Palm oil is a vegetable oil extracted from the fruit of the oil palm tree, and it’s the most widely produced vegetable oil on the planet. Global production is projected to reach nearly 81 million metric tons in the 2025/2026 season. You’ll find it in roughly half of all packaged products on supermarket shelves, from peanut butter and chocolate to shampoo and lipstick.
Where Palm Oil Comes From
The oil palm tree (Elaeis guineensis) is native to western and southwestern Africa, originally growing in the region between Angola and Gambia. Today, production has shifted overwhelmingly to Southeast Asia. Indonesia alone produces about 46.7 million metric tons per year, roughly 58% of the global supply. Malaysia contributes another 25%, and Thailand rounds out the top three at 4%.
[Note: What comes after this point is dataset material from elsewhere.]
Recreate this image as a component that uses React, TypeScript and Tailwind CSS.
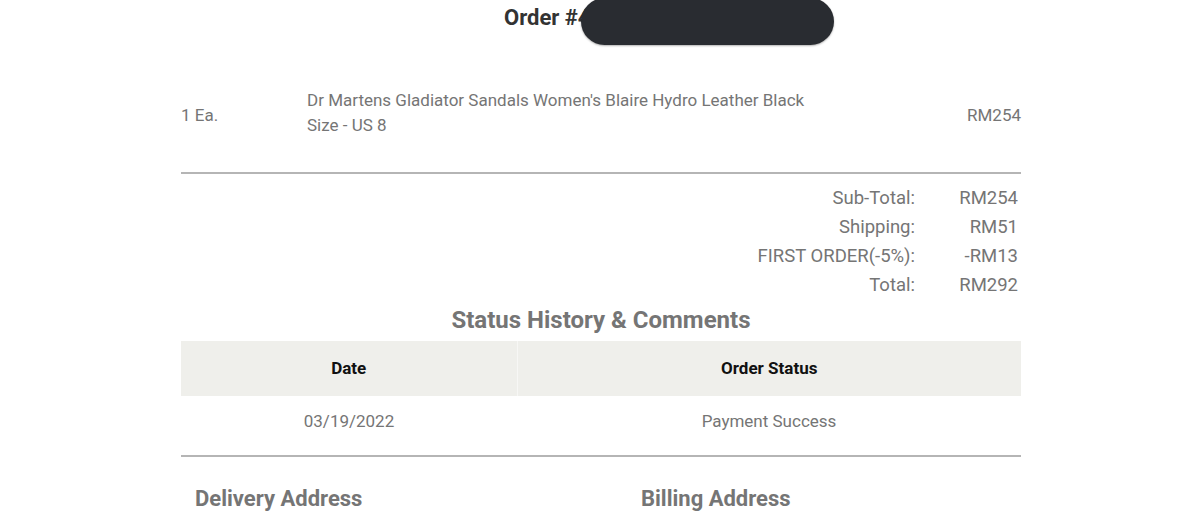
export default function App() {
  return (
    <div className="min-h-screen bg-white font-['Roboto',sans-serif] text-[#757575]">
      <div className="mx-auto w-[840px] translate-x-[1px]">
        <div className="relative h-[40px] flex pl-[323px] pt-[4px]">
          <h1 className="text-[22px] leading-[28px] font-bold text-[#333]">Order #4</h1>
          <div className="absolute left-[400px] top-[-2px] h-[47px] w-[253px] rounded-full bg-[#292c31] shadow-[0_1px_2px_rgba(0,0,0,0.3)]" />
        </div>

        <div className="flex items-center pt-[48px] pb-[34px] text-[17px] leading-[25px]">
          <div className="w-[126px] pt-[4px]">1 Ea.</div>
          <div className="flex-1">
            Dr Martens Gladiator Sandals Women's Blaire Hydro Leather Black
            <br />
            Size - US 8
          </div>
          <div className="pt-[4px]">RM254</div>
        </div>

        <div className="border-t-2 border-[#b5b5b5]" />

        <div className="flex flex-col items-end pt-[10px] text-[18.5px] leading-[29px]">
          {[
            ['Sub-Total:', 'RM254'],
            ['Shipping:', 'RM51'],
            ['FIRST ORDER(-5%):', '-RM13'],
            ['Total:', 'RM292'],
          ].map(([label, value]) => (
            <div key={label} className="flex">
              <span className="text-right">{label}</span>
              <span className="w-[106px] text-right pr-[3px]">{value}</span>
            </div>
          ))}
        </div>

        <h2 className="text-center text-[24px] leading-[30px] font-bold mt-[5px] mb-[6px]">
          Status History &amp; Comments
        </h2>

        <table className="w-full border-collapse text-[17px]">
          <thead>
            <tr className="bg-[#efefeb] h-[55px]">
              <th className="w-[336px] font-bold text-[#111] border-r border-[#f7f7f5]">Date</th>
              <th className="font-bold text-[#111]">Order Status</th>
            </tr>
          </thead>
          <tbody>
            <tr className="h-[60px] border-b-2 border-[#b5b5b5]">
              <td className="text-center pb-[8px]">03/19/2022</td>
              <td className="text-center pb-[8px]">Payment Success</td>
            </tr>
          </tbody>
        </table>

        <div className="flex pt-[28px] text-[22px] leading-[28px] font-bold">
          <div className="w-[460px] pl-[14px]">Delivery Address</div>
          <div>Billing Address</div>
        </div>
      </div>
    </div>
  );
}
Each palm fruit has several layers: an outer skin, a fleshy pulp, a hard shell, and an inner kernel. Two distinct oils come from this single fruit. The pulp yields crude palm oil, which is the product most people mean when they say “palm oil.” The kernel inside the shell produces palm kernel oil, a very different fat with its own set of uses. A single oil palm tree can produce fruit for 25 to 30 years, and the trees yield far more oil per acre than soybeans, rapeseed, or sunflowers, which is a key reason the industry has grown so rapidly.
Palm Oil vs. Palm Kernel Oil
Though they come from the same fruit, these two oils have strikingly different compositions. Palm oil is about 50% saturated fat (mostly palmitic acid), 40% monounsaturated fat (oleic acid), and 10% polyunsaturated fat. Palm kernel oil is far more saturated, at roughly 82% saturated fat, predominantly lauric acid. That higher saturation gives palm kernel oil a firmer texture at room temperature and greater stability.
In practice, palm oil is the one used in cooking and food manufacturing. It has a smoke point around 223°C (443°F), making it suitable for frying, baking, and processed foods. It’s also commonly used as a base for margarines and shortenings. Palm kernel oil shows up more often in cosmetics, soaps, and industrial products, where its creamy, stable consistency is an advantage.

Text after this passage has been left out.